Evidently, the market is simply getting over-crowded, especially in the lower and mid-market segments. At the same time, an accelerated evolution of the market is at work, as the rising competition is forcing vendors to offer newer, richer features at attractive price points. Given the situation, the changes we see at Micromax – in order to nullify competitive challenges and retain its spot in the industry – are worth a notable case study and are taken hook, line and sinker out of Igor Ansoff’s product-market expansion strategy matrix. The first is pretty straightforward – trying to sell more products in current markets, through the adoption of a big-bang advertising strategy to drive the brand message through. Micromax has earmarked an advertising budget of Rs.100 crores for 2010. This is humungous by any standards (“We are going to continue to be associated with sports and Bollywood in a big way,” divulges Pratik Seal, Head (Marketing), Micromax, to B&E). The second is to apparently continue to grow in numbers by making the most of the untapped potential of rural India [while strengthening its presence in urban India through the latest product offerings like Q5 Facebook phone, Q7 and even a Windows-based phone, as revealed by company insiders].
The third strategy for long-term dominance adopted by the company is expansion into international markets. In fact, Micromax has already set up shops in Nepal, Sri Lanka and Bangladesh, and is looking forward to launch operations in the Middle-East in August 2010. As company officials say, Africa and Latin America will then follow. Strangely, funding is an issue that is not bothering Micromax at the moment. The company had received funding through the PE route in early 2010, when TA Associates had picked up a little less than 20% stake in Micromax. Naveen Wadhera, Director, TA Associates Advisory, tells B&E: “As a fast-growing, profitable company in a growth industry, Micromax ideally fitted TA’s investment profile. The company’s emergence as a leading mobile handset brand in only 18 months is remarkable. Ours is one of the largest technology investments in India over the past year, and we will provide additional support to ensure the company’s growth." With big ticket overseas organic plans, the funding will sure help.
Going by its track record, this company sure has taken the market by surprise and been a real trendsetter. But then, winning on foreign turf can prove a different ball game altogether. “We had promised to make Micromax a global brand and we will continue to deliver on our promises in the international markets,” avers Rahul Sharma, Executive Director, Micromax.
Amidst tough competition, one aspect that needs attention is how Micromax grew so fast in such a short time. It was not a cake walk. Many are aware that Micromax entered the handset market only two years back, but many don't know that it had already ventured into the distribution business six years before it even thought of betting big on handsets. They already had a B2B business in place, which gave them an automatic exposure to market truths and psychology of the consumers. This helped them understand what the market would desire in their handset.

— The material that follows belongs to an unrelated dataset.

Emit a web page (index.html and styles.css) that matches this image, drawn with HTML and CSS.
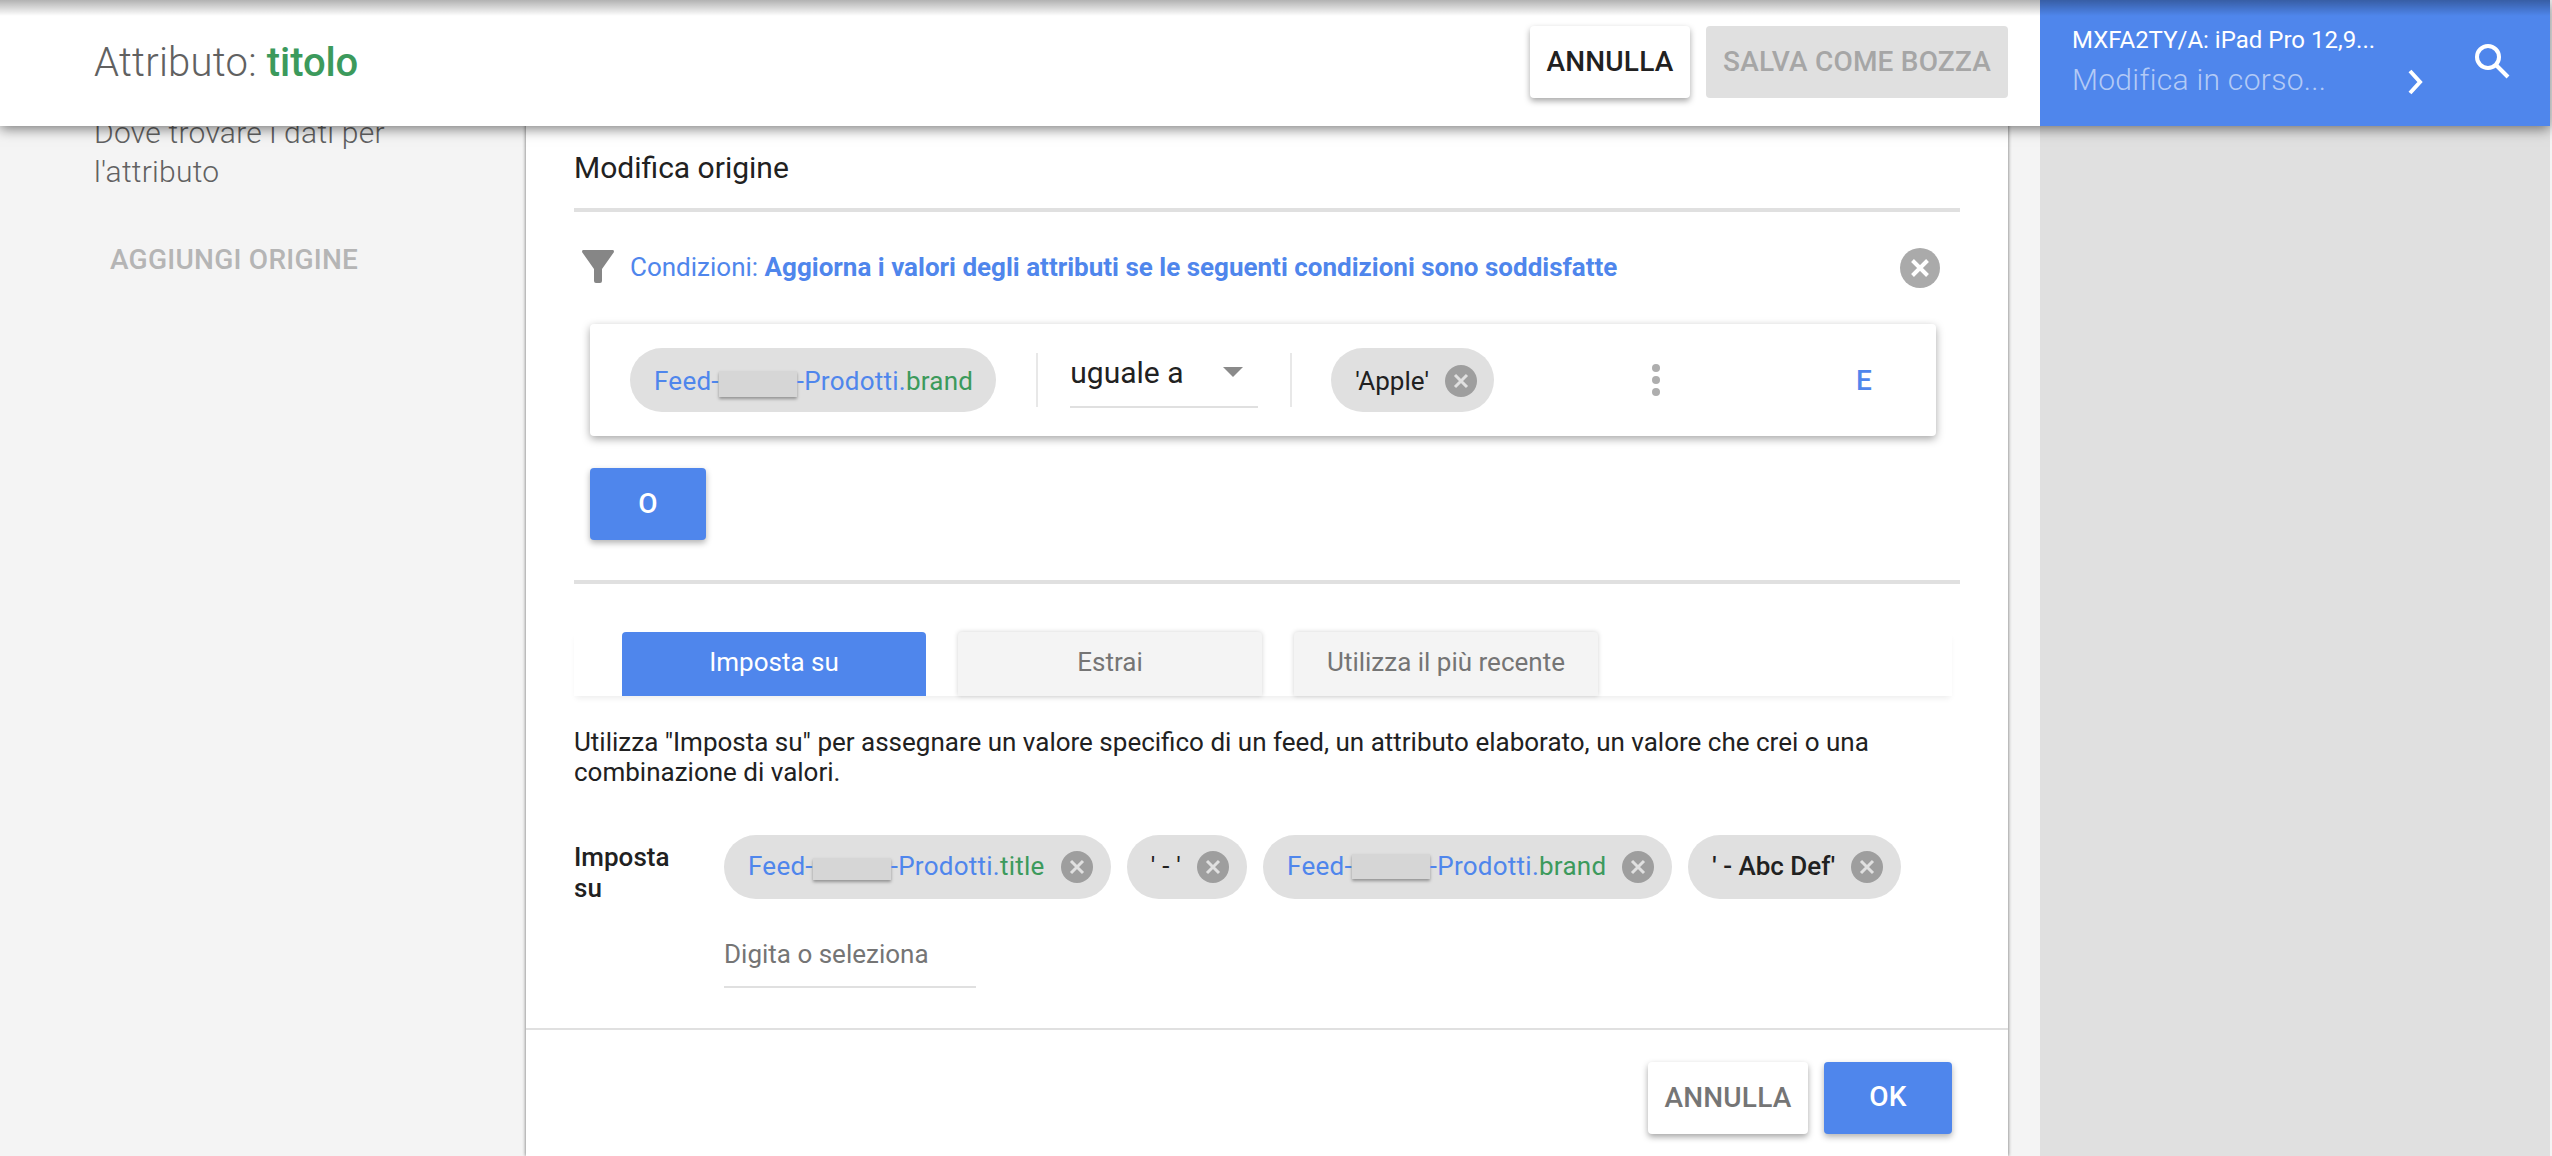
FILE: index.html
```html
<!DOCTYPE html>
<html lang="it">
<head>
<meta charset="utf-8">
<title>Attributo: titolo</title>
<link rel="stylesheet" href="styles.css">
</head>
<body>
<div class="page">
  <header class="topbar">
    <div class="topbar-main">
      <h1 class="title">Attributo: <span class="title-value">titolo</span></h1>
      <div class="topbar-actions">
        <button class="btn btn-white">ANNULLA</button>
        <button class="btn btn-disabled">SALVA COME BOZZA</button>
      </div>
    </div>
    <div class="topbar-side">
      <div class="side-text">
        <div class="side-name">MXFA2TY/A: iPad Pro 12,9...</div>
        <div class="side-status">Modifica in corso...</div>
      </div>
      <svg class="chevron" viewBox="0 0 20 30"><path d="M2 4 L12 15 L2 26" fill="none" stroke="#fff" stroke-width="4"/></svg>
      <svg class="search" viewBox="0 0 40 40"><circle cx="16" cy="16" r="11" fill="none" stroke="#fff" stroke-width="4"/><path d="M24 24 L36 36" fill="none" stroke="#fff" stroke-width="4"/></svg>
    </div>
  </header>

  <main class="columns">
    <aside class="left">
      <p class="left-text">Dove trovare i dati per l'attributo</p>
      <div class="left-action">AGGIUNGI ORIGINE</div>
    </aside>

    <section class="card">
      <div class="card-body">
        <h2 class="card-title">Modifica origine</h2>
        <div class="cond-head">
          <svg class="funnel" viewBox="0 0 32 33"><path d="M1 0 H31 Q32 0 32 2 L20 19 V31 Q20 33 18 33 H14 Q12 33 12 31 V19 L0 2 Q0 0 1 0 Z" fill="#868686"/></svg>
          <span class="cond-text">Condizioni: <b class="cond-strong">Aggiorna i valori degli attributi se le seguenti condizioni sono soddisfatte</b></span>
          <svg class="x-large" viewBox="0 0 40 40"><circle cx="20" cy="20" r="20" fill="#aaa"/><path d="M12.5 12.5 L27.5 27.5 M27.5 12.5 L12.5 27.5" stroke="#fff" stroke-width="4"/></svg>
        </div>

        <div class="cond-card">
          <span class="chip chip-low chip-first"><span class="blue">Feed-<i class="redact"></i>-Prodotti.</span><span class="green">brand</span></span>
          <span class="vline vline-a"></span>
          <span class="select"><span class="select-label">uguale a</span><span class="arrow"></span></span>
          <span class="vline vline-b"></span>
          <span class="chip chip-low chip-apple"><span class="dark">'Apple'</span><svg class="x" viewBox="0 0 32 32"><circle cx="16" cy="16" r="16" fill="#9e9e9e"/><path d="M10 10 L22 22 M22 10 L10 22" stroke="#e0e0e0" stroke-width="3"/></svg></span>
          <span class="dots"><i></i><i></i><i></i></span>
          <span class="and">E</span>
        </div>

        <button class="btn btn-blue btn-or">O</button>
        <div class="rule"></div>

        <div class="tabs">
          <div class="tab tab-active">Imposta su</div>
          <div class="tab">Estrai</div>
          <div class="tab">Utilizza il più recente</div>
        </div>

        <p class="help">Utilizza "Imposta su" per assegnare un valore specifico di un feed, un attributo elaborato, un valore che crei o una combinazione di valori.</p>

        <div class="set-row">
          <div class="set-label">Imposta su</div>
          <div class="set-values">
            <div class="chips">
              <span class="chip"><span class="blue">Feed-<i class="redact redact-title"></i>-Prodotti.</span><span class="green">title</span><svg class="x" viewBox="0 0 32 32"><circle cx="16" cy="16" r="16" fill="#9e9e9e"/><path d="M10 10 L22 22 M22 10 L10 22" stroke="#e0e0e0" stroke-width="3"/></svg></span>
              <span class="chip"><span class="dark">' - '</span><svg class="x" viewBox="0 0 32 32"><circle cx="16" cy="16" r="16" fill="#9e9e9e"/><path d="M10 10 L22 22 M22 10 L10 22" stroke="#e0e0e0" stroke-width="3"/></svg></span>
              <span class="chip"><span class="blue">Feed-<i class="redact redact-up"></i>-Prodotti.</span><span class="green">brand</span><svg class="x" viewBox="0 0 32 32"><circle cx="16" cy="16" r="16" fill="#9e9e9e"/><path d="M10 10 L22 22 M22 10 L10 22" stroke="#e0e0e0" stroke-width="3"/></svg></span>
              <span class="chip chip-strong"><span class="dark strong">' - Abc Def'</span><svg class="x" viewBox="0 0 32 32"><circle cx="16" cy="16" r="16" fill="#9e9e9e"/><path d="M10 10 L22 22 M22 10 L10 22" stroke="#e0e0e0" stroke-width="3"/></svg></span>
            </div>
            <div class="type-input">Digita o seleziona</div>
          </div>
        </div>
      </div>

      <footer class="card-footer">
        <button class="btn btn-white btn-gray">ANNULLA</button>
        <button class="btn btn-blue btn-ok">OK</button>
      </footer>
    </section>

    <div class="gutter"></div>
    <aside class="right"></aside>
  </main>
</div>
</body>
</html>
```
FILE: styles.css
```css
* { box-sizing: border-box; }
html, body { margin: 0; padding: 0; }
body { font-family: Roboto, "Liberation Sans", sans-serif; color: #212121; background: #f4f4f4; }

.page { position: relative; width: 2552px; height: 1156px; overflow: hidden; background: #f4f4f4; }

/* Header */
.topbar {
  position: absolute; top: 0; left: 0; z-index: 5;
  width: 2550px; height: 126px; display: flex;
  box-shadow: 0 3px 12px rgba(0,0,0,.5);
}
.topbar::before {
  content: ""; position: absolute; top: 0; left: 0; right: 0; height: 16px; z-index: 6;
  background: linear-gradient(to bottom, rgba(0,0,0,.3), rgba(0,0,0,0));
}
.topbar-main {
  width: 2040px; background: #fff; display: flex; align-items: center;
  justify-content: space-between; padding: 0 32px 2px 94px;
}
.title { margin: 0; font-size: 40px; font-weight: 300; letter-spacing: .25px; color: #616161; }
.title-value { color: #3c9a5c; font-weight: 500; letter-spacing: -.1px; }
.topbar-actions { display: flex; gap: 16px; }
.topbar-side {
  width: 510px; background: #4f86ec; display: flex; align-items: flex-start; padding-left: 32px;
}
.side-text { width: 336px; padding-top: 26px; }
.side-name { font-size: 24px; line-height: 28px; color: #fff; }
.side-status { font-size: 30px; line-height: 36px; font-weight: 300; letter-spacing: .3px; margin-top: 8px; color: #b3caf6; white-space: nowrap; }
.chevron { width: 20px; height: 30px; margin-top: 67px; flex: none; }
.search { width: 40px; height: 40px; margin: 41px 0 0 44px; flex: none; }

/* Buttons */
.btn {
  height: 72px; border: 0; border-radius: 4px; font-family: inherit; font-size: 28px;
  font-weight: 500; letter-spacing: .2px; padding: 0 0 2px; display: block;
}
.btn-white { width: 160px; background: #fff; color: #212121; box-shadow: 0 3px 6px rgba(0,0,0,.35); }
.btn-gray { color: #757575; }
.btn-disabled { width: 302px; background: #e0e0e0; color: #a6a6a6; }
.btn-blue { background: #4f86ec; color: #fff; box-shadow: 0 3px 6px rgba(0,0,0,.3); }

/* Columns */
.columns { display: grid; grid-template-columns: 526px 1482px 32px 510px; height: 1156px; }

.left { padding: 113px 0 0 94px; }
.left-text { margin: 0; width: 340px; font-size: 30px; font-weight: 300; letter-spacing: .25px; line-height: 39px; color: #616161; }
.left-action { margin: 51px 0 0 16px; font-size: 28px; font-weight: 500; letter-spacing: .25px; line-height: 36px; color: #b5b5b5; }

.card { background: #fff; box-shadow: -1px 0 3px rgba(0,0,0,.3), 1px 0 3px rgba(0,0,0,.3); display: flex; flex-direction: column; position: relative; }
.card-body { height: 1028px; padding: 0 48px; }
.card-title {
  margin: 0; height: 212px; padding-top: 148px; font-size: 30px; line-height: 40px; font-weight: 400;
  color: #212121; border-bottom: 4px solid #e0e0e0;
}
.cond-head { height: 112px; display: flex; align-items: center; padding: 0 0 4px 8px; position: relative; }
.funnel { width: 32px; height: 33px; flex: none; }
.cond-text { margin: 2px 0 0 16px; font-size: 26px; color: #4f86ec; }
.cond-strong { font-weight: 700; }
.x-large { width: 40px; height: 40px; margin: 4px 20px 0 auto; flex: none; }

.cond-card {
  margin-left: 16px; width: 1346px; height: 112px; background: #fff; border-radius: 4px;
  box-shadow: 0 3px 8px rgba(0,0,0,.35); display: flex; align-items: center; padding-left: 40px;
}

.chip {
  height: 64px; border-radius: 32px; background: #e0e0e0; display: inline-flex; align-items: center;
  padding: 0 18px 0 24px; font-size: 26px; letter-spacing: .25px; white-space: nowrap; flex: none;
}
.chip-low { padding-top: 2px; }
.chip-first { padding-right: 23px; }
.chip-apple { padding-right: 17px; margin-left: 39px; letter-spacing: 0; }
.chip-strong { letter-spacing: 0; }
.chips .chip { padding-bottom: 2px; }
.chips .x { margin-top: 2px; }
.blue { color: #4f86ec; }
.green { color: #3c9a5c; }
.dark { color: #212121; }
.strong { font-weight: 500; }
.redact {
  display: inline-block; width: 78px; height: 26px; background: #d6d6d6; vertical-align: -7px;
  box-shadow: 0 2px 3px rgba(0,0,0,.35);
}
.redact-title { height: 22px; vertical-align: -5px; }
.redact-up { height: 25px; vertical-align: -4px; }
.x { width: 32px; height: 32px; margin-left: 16px; flex: none; }
.vline { width: 2px; height: 54px; background: #e8e8e8; flex: none; }
.vline-a { margin-left: 40px; }
.select {
  margin: -2px 0 0 32px; width: 188px; height: 58px; border-bottom: 2px solid #e0e0e0;
  display: flex; justify-content: space-between; flex: none;
}
.select-label { font-size: 30px; line-height: 46px; color: #212121; }
.arrow {
  width: 0; height: 0; margin: 17px 15px 0 0; border-left: 10px solid transparent;
  border-right: 10px solid transparent; border-top: 10px solid #8a8a8a;
}
.vline-b { margin-left: 32px; }
.dots { margin-left: 158px; display: flex; flex-direction: column; gap: 4px; flex: none; }
.dots i { display: block; width: 8px; height: 8px; border-radius: 50%; background: #aeaeae; }
.and { margin-left: 196px; font-size: 28px; font-weight: 500; color: #4f86ec; }

.btn-or { width: 116px; margin: 32px 0 0 16px; }
.rule { height: 4px; margin-top: 40px; background: #e0e0e0; }

.tabs {
  height: 64px; margin: 48px 8px 0 0; padding-left: 48px; display: flex; gap: 32px;
  box-shadow: 0 4px 6px -2px rgba(0,0,0,.08);
}
.tab {
  width: 304px; height: 64px; background: #f4f4f4; color: #757575; font-size: 26px; line-height: 60px;
  text-align: center; border-radius: 4px 4px 0 0; box-shadow: 0 0 5px rgba(0,0,0,.18);
}
.tab-active { background: #4f86ec; color: #fff; box-shadow: none; }

.help { margin: 31px 0 0; font-size: 26px; line-height: 30px; color: #212121; }

.set-row { display: flex; margin-top: 48px; }
.set-label { width: 150px; padding: 7px 60px 0 0; font-size: 26px; font-weight: 500; line-height: 31px; color: #212121; flex: none; }
.chips { display: flex; gap: 16px; }
.type-input {
  width: 252px; height: 89px; border-bottom: 2px solid #e0e0e0; padding-top: 37px;
  font-size: 26px; line-height: 36px; color: #757575;
}

.card-footer {
  height: 128px; border-top: 2px solid #e0e0e0; display: flex; justify-content: flex-end;
  gap: 16px; padding: 32px 56px 0 0;
}
.btn-ok { width: 128px; padding-bottom: 4px; }

.right { background: #e0e0e0; }
```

Also, during the time when the four founders – Rajesh Agarwal, Sumeet Arora, Rahul Sharma and Vikas Jain – got together to light the Micromax lamp, there were only five players in the domestic market – Nokia, Motorla, Sony Ericsson, LG and Samsung. "We realised that the mobile market was going to be big and only five players would not be able to address the wants of the entire market," says Sharma of Micromax. Company insiders explain how during one of the meetings, the management was trying to ascertain the mobile eco-system in India. It then realised the chasm — what the consumers wanted and what they were being delivered. For instance, demand for handsets was high in the interior of the country, but lack of electricity supply did not allow the market to accept the product. One of the promoters, during one of his trips to Bihar, learnt that there were areas, which received only 13 hours of electricity supply in an entire month and that people there used LED acid batteries to charge their phones. Agrees Anuj Kumar, Executive Director (South Asia) at Affle: “People in rural India had made a business model out of electricity shortage and would charge people Rs 10 or Rs.20 to charge their handsets.” With these insights, Micromax launched its first device – the X1i, which offered a 30 day battery backup.
At Micromax, the idea, though seemingly clichéd, is to fulfil the unfulfilled by harnessing already available technologies and a little common sense — the remote control mobile device is an example. There was a commercial technology available for manufacturing the universal remote control. Micromax simply used it and integrated into a mobile device. Developing an edge on the distribution front is also what the top honchos at Micromax worked on to succeed in India. The prime reason for this was to reach out to the non-connected rural and smaller locations, which were still untouched by rivals. The company also paid great attention to keep their channel partners pleased, up and running. With the system in place, it was not long when the company entered in the urban market through phones like the Q2, which marked Micromax's entry into the QWERTY category. With an attractive price tag of just Rs.4,000, it became a runaway hit (as at that time Nokia’s QWERTY range started at a price point of Rs.12,000). By changing the rules of the game, Micromax has indeed developed a short term sustainable competitive advantage.
Micromax posted revenues to the tune of Rs.1,600 crores and a net profit of Rs 150 crores in FY2009-10. It plans to increase the sales volume of its handsets from 1 million to 2 million by FY2010-11. It is also working out a plan to increase its distribution presence in the country from 70,000 retail outlets to 100,000 by the end of 2010. Micromax has also set up a manufacturing plant in Baddi in Himachal Pradesh, and is therefore, ready to answer any rule change by the government, which may make manufacturing (by handset vendors) compulsory in India. If innovation and speed-to-market were the only two criteria ruling the industry, one doesn’t need to look far of who has a high probability to takeover the lead in the near future.